═══ DATA FOR THE TASK ═══
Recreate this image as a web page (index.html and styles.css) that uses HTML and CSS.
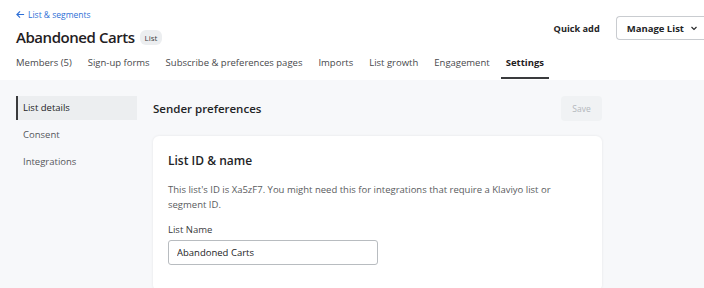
FILE: index.html
```html
<!DOCTYPE html>
<html lang="en">
<head>
    <meta charset="UTF-8">
    <title>Abandoned Carts - Settings</title>
    <link rel="stylesheet" href="styles.css">
</head>
<body>
    <header class="header">
        <div class="header-top">
            <div class="title-block">
                <a href="#" class="back-link">
                    <svg class="back-icon" width="9" height="9" viewBox="0 0 10 10">
                        <path d="M9 5H1.5M4.5 1.5L1 5l3.5 3.5" fill="none" stroke="currentColor" stroke-width="1.3"/>
                    </svg>
                    List &amp; segments
                </a>
                <div class="title-row">
                    <h1 class="title">Abandoned Carts</h1>
                    <span class="badge">List</span>
                </div>
            </div>
            <div class="header-actions">
                <a href="#" class="quick-add">Quick add</a>
                <button class="menu-button">Manage List
                    <svg width="8" height="8" viewBox="0 0 8 8">
                        <path d="M1.5 3l2.5 2.5L6.5 3" fill="none" stroke="currentColor" stroke-width="1.1"/>
                    </svg>
                </button>
            </div>
        </div>
        <nav class="tabs">
            <a href="#" class="tab">Members (5)</a>
            <a href="#" class="tab">Sign-up forms</a>
            <a href="#" class="tab">Subscribe &amp; preferences pages</a>
            <a href="#" class="tab">Imports</a>
            <a href="#" class="tab">List growth</a>
            <a href="#" class="tab">Engagement</a>
            <a href="#" class="tab tab-active">Settings</a>
        </nav>
    </header>

    <div class="page">
        <aside class="sidebar">
            <a href="#" class="side-link side-active">List details</a>
            <a href="#" class="side-link">Consent</a>
            <a href="#" class="side-link">Integrations</a>
        </aside>

        <main class="content">
            <div class="content-head">
                <h2 class="section-title">Sender preferences</h2>
                <button class="save-button" disabled>Save</button>
            </div>

            <div class="card">
                <h3 class="card-title">List ID &amp; name</h3>
                <p class="card-text">This list's ID is Xa5zF7. You might need this for integrations that require a Klaviyo list or segment ID.</p>
                <label class="field-label" for="list-name">List Name</label>
                <input id="list-name" class="input" type="text" value="Abandoned Carts">
            </div>
        </main>
    </div>
</body>
</html>
```

FILE: styles.css
```css
* {
    margin: 0;
    padding: 0;
    box-sizing: border-box;
}
body {
    font-family: "Open Sans", "Noto Sans", sans-serif;
    background-color: #f7f8fa;
    color: #232426;
    font-size: 10px;
}
a {
    text-decoration: none;
    color: inherit;
}

.header {
    background-color: #ffffff;
    padding: 0 0 0 16px;
    height: 80px;
}
.header-top {
    display: flex;
    justify-content: space-between;
}
.title-block {
    padding-top: 8px;
}
.back-link {
    display: flex;
    align-items: center;
    gap: 3px;
    color: #2e6fd6;
    font-size: 8.5px;
    height: 12px;
}
.back-icon {
    margin-top: 1px;
}
.title-row {
    display: flex;
    align-items: center;
    gap: 5px;
    margin-top: 7px;
}
.title {
    font-size: 15px;
    font-weight: 600;
    letter-spacing: -0.45px;
    color: #1f2022;
    line-height: 20px;
}
.badge {
    background-color: #eceef0;
    color: #444;
    font-size: 8px;
    line-height: 11px;
    padding: 2px 5px;
    border-radius: 6px;
}
.header-actions {
    display: flex;
    align-items: center;
    gap: 16px;
    padding-top: 16px;
    height: 40px;
}
.quick-add {
    font-weight: 700;
    font-size: 9.2px;
}
.menu-button {
    display: flex;
    align-items: center;
    gap: 6px;
    font-family: inherit;
    font-weight: 700;
    font-size: 9.5px;
    color: #232426;
    background: #ffffff;
    border: 1px solid #c9ccd0;
    border-radius: 4px 0 0 4px;
    border-right: none;
    height: 24px;
    padding: 0 6px 0 10px;
}

.tabs {
    display: flex;
    gap: 16px;
    margin-top: 8px;
}
.tab {
    color: #48494c;
    font-size: 9.5px;
    line-height: 14px;
    padding: 1px 0 9px;
}
.tab-active {
    font-weight: 700;
    color: #1f2022;
    border-bottom: 2px solid #3a3b3d;
    padding: 1px 5px 7px;
    margin-left: -5px;
}

.page {
    display: flex;
    padding: 16px 0 0 16px;
}
.sidebar {
    width: 121px;
    display: flex;
    flex-direction: column;
    gap: 3px;
}
.side-link {
    color: #55575a;
    font-size: 9.5px;
    padding: 0 7px;
    line-height: 24px;
}
.side-active {
    background-color: #eceef0;
    color: #232426;
    border-left: 2px solid #3a3b3d;
    padding-left: 5px;
}

.content {
    width: 449px;
    margin-left: 16px;
}
.content-head {
    display: flex;
    justify-content: space-between;
    align-items: center;
    height: 25px;
}
.section-title {
    font-size: 11.5px;
    font-weight: 600;
    color: #232426;
}
.save-button {
    font-family: inherit;
    font-size: 8.5px;
    color: #b3b7bc;
    background-color: #f0f2f4;
    border: none;
    border-radius: 4px;
    width: 41px;
    height: 25px;
}

.card {
    background: #ffffff;
    border-radius: 6px;
    box-shadow: 0 0 3px rgba(0, 0, 0, 0.08);
    margin-top: 15px;
    padding: 16px 15px 26px;
}
.card-title {
    font-size: 12px;
    font-weight: 600;
    color: #232426;
    margin-bottom: 13px;
}
.card-text {
    font-size: 9.5px;
    color: #5a5c60;
    line-height: 15px;
    max-width: 395px;
    margin-bottom: 12px;
}
.field-label {
    display: block;
    font-size: 9.5px;
    color: #3a3b3d;
    line-height: 12px;
    margin-bottom: 4px;
}
.input {
    width: 210px;
    height: 25px;
    border: 1px solid #b8bcc0;
    border-radius: 3px;
    padding: 0 8px;
    font-family: inherit;
    font-size: 9.5px;
    color: #232426;
}
```
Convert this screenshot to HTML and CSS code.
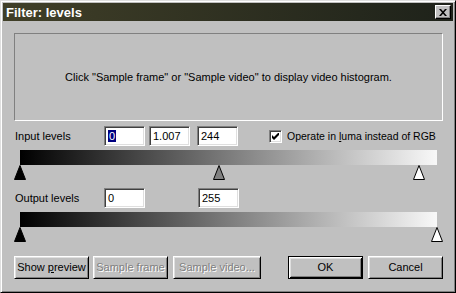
FILE: index.html
```html
<!DOCTYPE html>
<html lang="en">
<head>
  <meta charset="UTF-8">
  <title>Filter: levels</title>
  <link rel="stylesheet" href="styles.css">
</head>
<body>

<div class="window">

  <!-- Title bar -->
  <div class="titlebar">
    <span class="title">Filter: levels</span>
    <div class="close">
      <svg width="8" height="7" viewBox="0 0 8 7">
        <path d="M0 0h2l2 2.2 2-2.2h2L5 3.5 8 7H6L4 4.8 2 7H0l3-3.5z" fill="#000"/>
      </svg>
    </div>
  </div>

  <div class="content">

    <!-- Histogram area -->
    <div class="histogram">
      Click "Sample frame" or "Sample video" to display video histogram.
    </div>

    <!-- Input levels -->
    <div class="row">
      <span class="label">Input levels</span>
      <div class="field"><span class="sel">0</span></div>
      <div class="field gap-s">1.007</div>
      <div class="field gap-m">244</div>
      <div class="check">
        <svg width="7" height="7" viewBox="0 0 7 7">
          <path d="M0 2v3l2 2 5-5V-1L2 4z" fill="#000"/>
        </svg>
      </div>
      <span class="check-label">Operate in <u>l</u>uma instead of RGB</span>
    </div>
    <div class="bar"></div>
    <div class="thumbs">
      <svg class="thumb" style="left: 0%" viewBox="0 0 12 15"><polygon points="6,0.5 11.5,14.5 0.5,14.5" fill="#000" stroke="#000"/></svg>
      <svg class="thumb" style="left: 47.8%" viewBox="0 0 12 15"><polygon points="6,0.5 11.5,14.5 0.5,14.5" fill="#808080" stroke="#000"/></svg>
      <svg class="thumb" style="left: 95.7%" viewBox="0 0 12 15"><polygon points="6,0.5 11.5,14.5 0.5,14.5" fill="#fff" stroke="#000"/></svg>
    </div>

    <!-- Output levels -->
    <div class="row out">
      <span class="label">Output levels</span>
      <div class="field">0</div>
      <div class="field gap-l">255</div>
    </div>
    <div class="bar"></div>
    <div class="thumbs">
      <svg class="thumb" style="left: 0%" viewBox="0 0 12 15"><polygon points="6,0.5 11.5,14.5 0.5,14.5" fill="#000" stroke="#000"/></svg>
      <svg class="thumb" style="left: 100%" viewBox="0 0 12 15"><polygon points="6,0.5 11.5,14.5 0.5,14.5" fill="#fff" stroke="#000"/></svg>
    </div>

    <!-- Buttons -->
    <div class="buttons">
      <div class="btn">Show <u>p</u>review</div>
      <div class="btn disabled b-frame">Sample frame</div>
      <div class="btn disabled b-video">Sample video...</div>
      <div class="btn default b-ok">OK</div>
      <div class="btn b-cancel">Cancel</div>
    </div>

  </div>
</div>

</body>
</html>
```

FILE: styles.css
```css
body {
  margin: 0;
  background-color: #c0c0c0;
  font-family: "Liberation Sans", Arial, sans-serif;
  font-size: 11px;
  color: #000;
}

.window {
  width: 456px;
  height: 293px;
  box-sizing: border-box;
  border: 1px solid;
  border-color: #dfdfdf #000 #000 #dfdfdf;
  box-shadow: inset 1px 1px #fff, inset -1px -1px #808080;
  padding: 2px;
  background-color: #c0c0c0;
}

.titlebar {
  height: 18px;
  display: flex;
  align-items: center;
  justify-content: space-between;
  padding: 0 2px 0 3px;
  background: linear-gradient(to right, #403f28, #1e221a);
}

.title {
  color: #fff;
  font-weight: bold;
  font-size: 13px;
}

.close {
  width: 16px;
  height: 14px;
  box-sizing: border-box;
  display: flex;
  align-items: center;
  justify-content: center;
  background-color: #c0c0c0;
  border: 1px solid;
  border-color: #fff #000 #000 #fff;
  box-shadow: inset -1px -1px #808080;
}

.content {
  padding: 12px 10px 0 11px;
}

.histogram {
  height: 88px;
  box-sizing: border-box;
  border: 1px solid;
  border-color: #808080 #fff #fff #808080;
  display: flex;
  align-items: center;
  justify-content: center;
}

.row {
  display: flex;
  align-items: center;
  height: 20px;
  margin-top: 5px;
}

.row.out {
  margin-top: 8px;
}

.label {
  width: 89px;
  margin-left: 1px;
}

.field {
  width: 41px;
  height: 20px;
  box-sizing: border-box;
  background-color: #fff;
  border: 1px solid;
  border-color: #808080 #fff #fff #808080;
  box-shadow: inset 1px 1px #404040, inset -1px -1px #dfdfdf;
  padding: 3px 0 0 3px;
  line-height: 13px;
}

.sel {
  background-color: #000080;
  color: #fff;
  padding: 0 1px;
}

.gap-s {
  margin-left: 4px;
}

.gap-m {
  margin-left: 7px;
}

.gap-l {
  margin-left: 53px;
}

.check {
  width: 13px;
  height: 13px;
  box-sizing: border-box;
  margin-left: 31px;
  background-color: #fff;
  border: 1px solid;
  border-color: #808080 #fff #fff #808080;
  box-shadow: inset 1px 1px #404040, inset -1px -1px #dfdfdf;
  display: flex;
  align-items: center;
  justify-content: center;
}

.check-label {
  margin-left: 5px;
  font-size: 10.5px;
}

.bar {
  width: 417px;
  height: 15px;
  margin: 4px 0 0 6px;
  background: linear-gradient(to right, #000, #f8f8f8);
}

.thumbs {
  position: relative;
  width: 417px;
  height: 15px;
  margin-left: 6px;
}

.thumb {
  position: absolute;
  top: 0;
  width: 12px;
  height: 15px;
  margin-left: -6px;
}

.buttons {
  display: flex;
  margin-top: 14px;
}

.btn {
  width: 75px;
  height: 23px;
  box-sizing: border-box;
  border: 1px solid;
  border-color: #fff #000 #000 #fff;
  box-shadow: inset 1px 1px #dfdfdf, inset -1px -1px #808080;
  text-align: center;
  line-height: 21px;
  white-space: nowrap;
}

.btn.disabled {
  color: #808080;
  text-shadow: 1px 1px #fff;
}

.btn.default {
  border: 1px solid #000;
  box-shadow: inset 1px 1px #fff, inset -1px -1px #000, inset 2px 2px #dfdfdf, inset -2px -2px #808080;
}

.b-frame {
  margin-left: 4px;
}

.b-video {
  width: 88px;
  margin-left: 5px;
}

.b-ok {
  margin-left: 27px;
}

.b-cancel {
  margin-left: 5px;
}
```
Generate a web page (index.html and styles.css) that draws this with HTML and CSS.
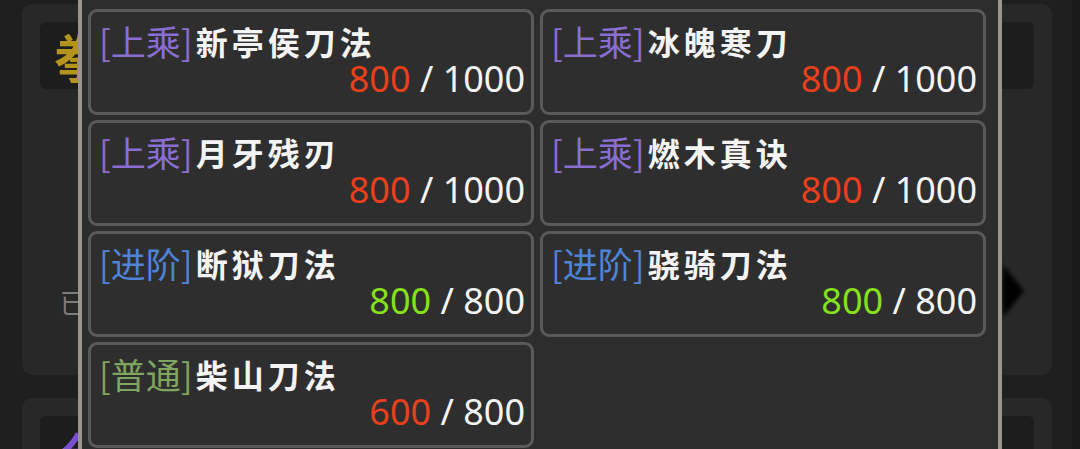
═══
WRITTEN INSTRUCTION
Copy every line of the listing that contains the word "styles".

SOLUTION
Recreate this image as a web page (index.html and styles.css) that uses HTML and CSS.
    <link rel="stylesheet" href="styles.css">
FILE: styles.css
  <link rel="stylesheet" href="styles.css">
FILE: styles.css
Generate a web page (index.html and styles.css) that draws this with HTML and CSS.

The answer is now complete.